The senior editor of Zondervan came to my agent last year and asked me if I would update my 30-year-old book The Mormon Mirage. I did more than update – over 50 percent of it is all-new material. The heavily-documented new edition addresses many contemporary LDS issues such as the role of the Internet, race and gender issues, and the responses of the LDS church, both formally and informally, to those who oppose it. However, at the same time I was researching for this look at the Mormonism of the 21st century, I was also writing a novel, Latter-day Cipher.

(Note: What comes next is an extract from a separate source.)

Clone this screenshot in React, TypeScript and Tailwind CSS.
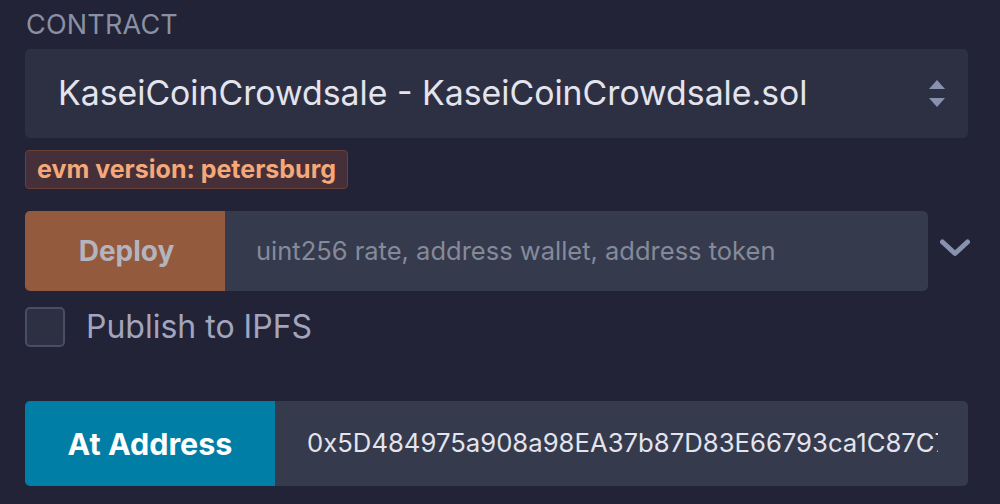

Why would someone whose lifetime body of work (13 books and hundreds of magazine articles) was predominantly non-fiction turn to writing a novel with a similar subject to three previous nonfiction books? For many years I looked down on fiction writers – at least those who dealt with religious subjects – as having a much less rigorous task. No fact checking. No footnotes. Creativity and imagination reign. (Much to the contrary – fiction writers most often get in trouble when their work most closely approximates the truth about an individual or specific situation.)
But increasingly over the past years, I have felt a desire to explore ways new for me, of conveying truth through fiction.
One reason for this goes back all the way to a high school English class assignment and the impact it had on me. Though I have almost nothing in common with Upton Sinclair, the activist and writer of the early 20th century, I have never forgotten some of the images of his novel, The Jungle. Sinclair tried for years to write journalistic articles to raise public consciousness about the meatpacking industry, but not until he wrote his novel did people really pay attention (and the Pure Food and Drug Act resulted from the outcry.)
We are living in a new world where people access information in twitters, on blogs, and through fiction and visual effects as much as through straight expository reading. Young people communicate with quotes from movies that make their conversations incomprehensible to those who haven’t seen the films. It’s all about the story.
This is reflected in Mormon culture through the explosion of the number LDS-backed (and/or themed) movies and Mormon fiction in print as well. The characters struggle with those things that make Mormonism unique. In a similar way, my novel, Latter-day Cipher, has sympathetically-portrayed LDS characters who wrestle with an element unique to Mormonism: the fact that for a faithful Mormon (such as I once was), something can be true and doctrinal for one generation, and then be repudiated in the next.
Other great writers (and I do not class myself with them, you understand) such as Dostoyevsky have used fiction to convey truth. Do you believe that fiction –either as a short story, a novel, even a movie — is an appropriate vehicle for important faith concepts?